La critica al sindaco e alla sua amministrazione è sempre la stessa: l’immobilismo.

La risposta del sindaco parla di una tangenziale futura (molto futura e molto passata: se ne parla da quasi dieci anni), della manutenzione nelle scuole (la sua risposta preferita, l’ha ribadito già 10 mesi fa: “sindaco ma non fate niente” “non è vero, abbiamo appena rifatto i cessi delle scuole medie”), ma soprattutto pone come prioritarie queste opere:

* la riqualificazione e la manutenzione delle strade
* un incremento ed adeguamento degli impianti di pubblica illuminazione
* la creazione di piste ciclabili

che in un paese angosciato dal traffico (Arcore ha una forma allungata e si incunea tra alcune arterie molto trafficate, la mobilità cittadina si limita essenzialmente alla strada provinciale che lo attraversa e che è un punto di attraversamento forzato, dato che il paese è stretto tra la ferrovia e le colline), dall’assenza di parcheggio, sempre più paese dormitorio, mi sembrano effettivamente dei problemoni.

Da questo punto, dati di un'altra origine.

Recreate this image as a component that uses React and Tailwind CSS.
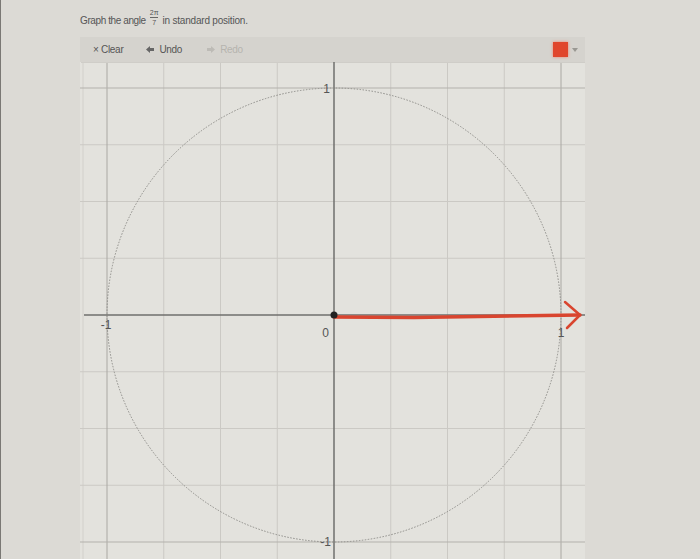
import React from 'react';

// unit circle graph: origin and scale measured off the reference
const OX = 254;
const OY = 253;
const STEP = 56.75;
const VX = [-3, -2, -1, 1, 2, 3, 5];
const HY = [-3, -2, -1, 1, 2, 3];

function Graph() {
  return (
    <svg width="505" height="497" viewBox="0 0 505 497" className="block">
      <rect x="0" y="0" width="505" height="497" fill="#e3e2dd" />
      <line x1="3" y1="0" x2="3" y2="497" stroke="#d2d0cb" strokeWidth="1" />
      {VX.map((k) => (
        <line key={'v' + k} x1={OX + k * STEP} y1="0" x2={OX + k * STEP} y2="497" stroke="#cbc9c4" strokeWidth="1" />
      ))}
      {HY.map((k) => (
        <line key={'h' + k} x1="0" y1={OY + k * STEP} x2="505" y2={OY + k * STEP} stroke="#cbc9c4" strokeWidth="1" />
      ))}
      {/* unit lines, a little darker */}
      {[-4, 4].map((k) => (
        <line key={'vu' + k} x1={OX + k * STEP} y1="0" x2={OX + k * STEP} y2="497" stroke="#aaa8a3" strokeWidth="1" />
      ))}
      {[-4, 4].map((k) => (
        <line key={'hu' + k} x1="0" y1={OY + k * STEP} x2="505" y2={OY + k * STEP} stroke="#b3b1ac" strokeWidth="1" />
      ))}
      <line x1="1" y1="0" x2="505" y2="0" stroke="#cfcdc8" strokeWidth="2" />
      {/* axes */}
      <line x1="4" y1={OY} x2="505" y2={OY} stroke="#6f6f6c" strokeWidth="1.5" />
      <line x1={OX} y1="0" x2={OX} y2="497" stroke="#6f6f6c" strokeWidth="1.5" />
      {/* unit circle */}
      <circle cx={OX} cy={OY} r="227" fill="none" stroke="#8e8d89" strokeWidth="1" strokeDasharray="1.5 1.5" />
      {/* labels */}
      <text x={OX - 4} y={OY - 227 + 5} textAnchor="end" fontSize="12" fill="#555" fontFamily="Liberation Sans, sans-serif">1</text>
      <text x={OX - 227 - 1} y={OY + 14} textAnchor="middle" fontSize="12" fill="#555" fontFamily="Liberation Sans, sans-serif">-1</text>
      <text x={OX - 5} y={OY + 22} textAnchor="end" fontSize="12" fill="#555" fontFamily="Liberation Sans, sans-serif">0</text>
      <text x={OX + 227} y={OY + 22} textAnchor="middle" fontSize="12" fill="#555" fontFamily="Liberation Sans, sans-serif">1</text>
      <text x={OX - 3} y={OY + 227 + 4} textAnchor="end" fontSize="12" fill="#555" fontFamily="Liberation Sans, sans-serif">-1</text>
      {/* drawn ray */}
      <path d={`M${OX} ${OY + 2} L${OX + 80} ${OY + 2.5} L${OX + 246} ${OY}`} fill="none" stroke="#d9452f" strokeWidth="3.5" strokeLinecap="round" />
      <path d={`M${OX + 231} ${OY - 13} L${OX + 246} ${OY} L${OX + 233} ${OY + 13}`} fill="none" stroke="#d9452f" strokeWidth="2.5" strokeLinecap="round" strokeLinejoin="round" />
      <circle cx={OX} cy={OY} r="3.5" fill="#222" />
    </svg>
  );
}

export default function App() {
  return (
    <div className="w-[700px] h-[559px] overflow-hidden bg-[#dcdad5] border-l border-[#7a7874] font-['Liberation_Sans',Arial,sans-serif]">
      <div className="pl-[79px] pt-[11px] h-[37px] flex items-start gap-1 text-[10px] tracking-[-0.4px] text-[#555]">
        <span className="mt-[2px]">Graph the angle</span>
        <span className="flex flex-col items-center text-[7px] leading-[7px] tracking-normal -mt-[2px]">
          <span>2π</span>
          <span className="w-[8px] h-0 border-t border-[#666] my-[1px]" />
          <span>7</span>
        </span>
        <span className="mt-[2px] tracking-[-0.2px]">in standard position.</span>
      </div>
      <div className="ml-[79px] w-[505px]">
        <div className="h-[25px] bg-[#d5d3ce] flex items-center text-[10px] tracking-[-0.3px] text-[#555]">
          <span className="ml-[13px]">× Clear</span>
          <span className="ml-[23px] flex items-center gap-[5px]">
            <svg width="8" height="7" viewBox="0 0 8 7"><path d="M0 3.5 L4 0 L4 2 L8 2 L8 5 L4 5 L4 7 Z" fill="#666" /></svg>
            Undo
          </span>
          <span className="ml-[25px] flex items-center gap-[5px] text-[#b5b3ae]">
            <svg width="8" height="7" viewBox="0 0 8 7"><path d="M8 3.5 L4 0 L4 2 L0 2 L0 5 L4 5 L4 7 Z" fill="#bdbbb6" /></svg>
            Redo
          </span>
          <span className="ml-auto w-[15px] h-[15px] bg-[#e0452c] shadow-[0_0_3px_#f08070]" />
          <svg className="ml-[4px] mr-[7px]" width="6" height="4" viewBox="0 0 6 4"><path d="M0 0 L6 0 L3 4 Z" fill="#9a9893" /></svg>
        </div>
        <Graph />
      </div>
    </div>
  );
}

Quanto alle strutture (de)cadenti che fanno parte del patrimonio cittadino (il centro, la ex-scuola Olivetti ossia un casermone abbandonato in pieno centro, la villa Borromeo) i piani sono più che fumosi e dicono sempre e solo che la “definizione della nuova destinazione” addavenì.

Complimenti sindaco, procediamo pure così.